A spokesman for the American Foundation for Equal Rights, which is funding the lawsuit, wouldn’t say who recruited Olson for the effort. But it’s clear that whoever is backing the effort put up a boatload of money. The spokesman said that Olson and his co-counsel, David Boies, who represented Al Gore in the 2000 election litigation, are handling the case through a mix of paid and pro bono work donated by their firms. Rumor in Washington legal circles is that Olson commands upwards of $1,000 an hour for his Supreme Court work, meaning that even if some of his work is pro bono, his time on this case will cost a small fortune. While Olson and company have so far refused to disclose who’s paying for their work, the PR firm running the media operation, Griffin | Schake, has close ties to Hollywood liberals like Rob Reiner and Jerry Zucker. Nor will the foundation make public all of its board members. Chad Griffin, one of the partners in the PR firm and so far the only disclosed board member of the foundation spearheading the lawsuit, worked in the Clinton White House. It sure looks like the work of the liberal elite.

But conspiracy theorists on the Web—where else?—are already postulating that Olson has signed on so that he can take the case to the Supreme Court and lose, thus wrecking already well-established gay rights everywhere. But at the press conference, Olson disputed the notion that he was a saboteur. “I hope that people don’t suspect my motives. I feel very strongly that this is the right position,” he said.
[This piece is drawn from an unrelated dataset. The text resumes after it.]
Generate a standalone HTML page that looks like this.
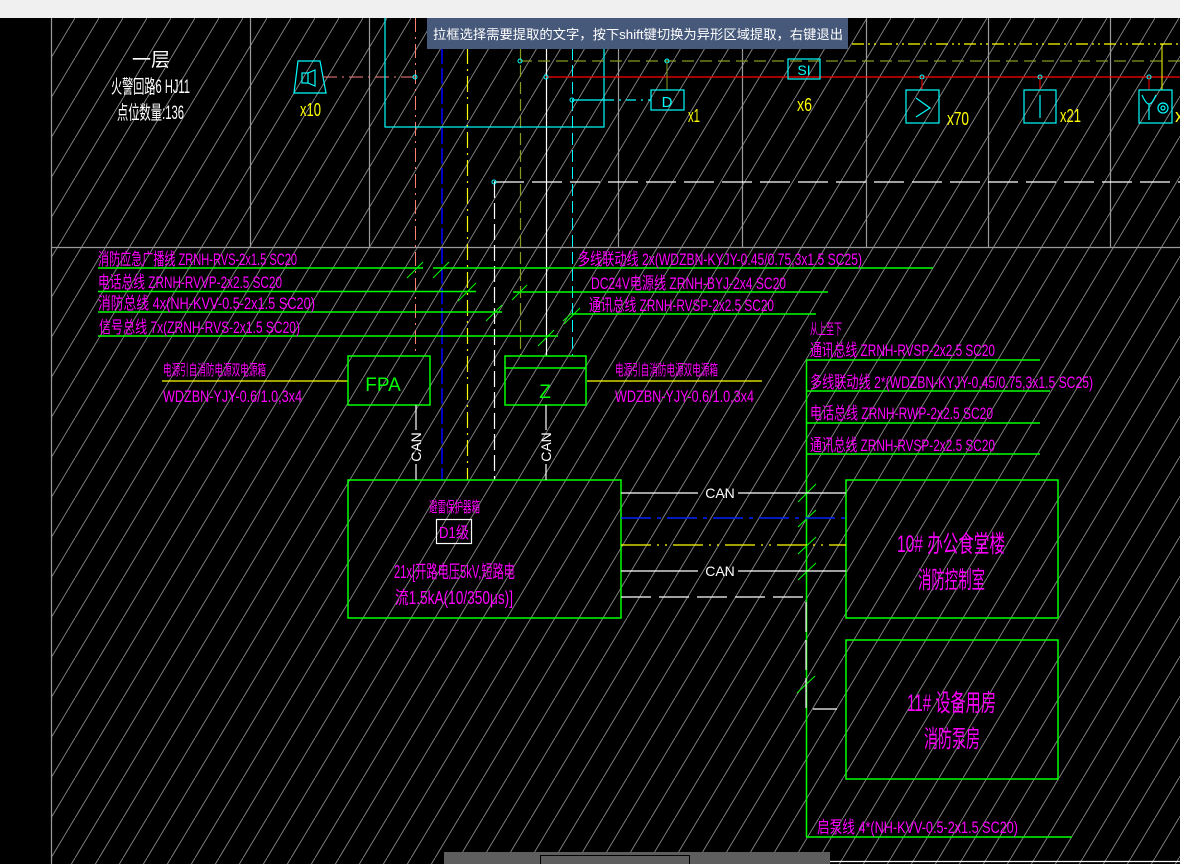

Still, you can understand why some liberals might be suspicious. Olson is the godfather of the conservative legal movement, having been in the room for the founding of the influential conservative group the Federalist Society. His former law partner is one-time independent counsel Ken Starr, who argued in favor of upholding Proposition 8 before the California Supreme Court in March. Olson represented Ronald Reagan during the Iran-Contra investigation. A prominent Clinton-basher during the 1990s, Olson helped prep Paula Jones’ lawyers for their Supreme Court appearance that resulted in her sexual harassment lawsuit proceeding against a sitting president—and that ultimately led to the whole Monica Lewinsky debacle. Olson was heavily involved in the "Arkansas Project," Pittsburgh billionaire Richard Mellon Scaife’s effort to funnel nearly $2 million through the American Spectator magazine to pay private investigators to dig up dirt on the Clintons. (The project was launched from Olson’s law firm.)

As one of the nation’s preeminent litigators, Olson has used his formidable skills to defend (unsuccessfully) the Virginia Military Institute’s decision to exclude women and to undo affirmative action policies in publicly funded law schools. And of course, he represented George W. Bush during the 2000 election fight that went all the way to the Supreme Court. This history makes his presence in the anti-Prop 8 litigation all the more curious.

Nonetheless, at Wednesday’s press conference, he made the quiet argument that Dick Cheney should have when questioned about his lesbian daughter during a vice-presidential debate. When asked whether his decision to take the case had been inspired by a close friend or family member who was gay, Olson said, “I suspect there’s not a single person in this room that doesn’t have a friend or family member of close acquaintance or professional colleague and many of them who are gay. And if you look into the eyes and hearts of people who are gay and talk to them about this issue, that reinforces in the most powerful way possible the fact that these individuals deserve to be treated equally like the rest of us and not be denied the fundamental rights of our Constitution.”

Olson was put on the spot about his association with conservative organizations, and he insisted that he had never been a part of any organization that he considered anti-gay, which is sort of disingenuous considering that he worked for both Ronald Reagan and George W. Bush, who were both anti-gay in their policies—especially Reagan, who studiously refused to address the AIDS epidemic for years as thousands of gay men died. Still, a review of the public record does indicate that Olson has not joined the right’s anti-gay efforts.

In 2001, Salon reported that Olson worked on the Romer v. Evans case in 1996, assisting those defending a Colorado anti-gay rights ballot initiative that was ultimately overturned by the Supreme Court. But lawyers involved in that case say that Olson had nothing to do with Romer, even though many of his conservative colleagues like Robert Bork did. And Olson tells Mother Jones that he played no role in that legal battle.

He has told reporters that he has long privately supported equality for gay couples. Wednesday's press conference certainly qualifies as a major coming-out party. Olson's drive to fast-track gay marriage to the Supreme Court may make the ACLU and others nervous, but if someone as conservative as Ted Olson is ready to get up in front of the cameras and say the issue’s time has come, perhaps it has.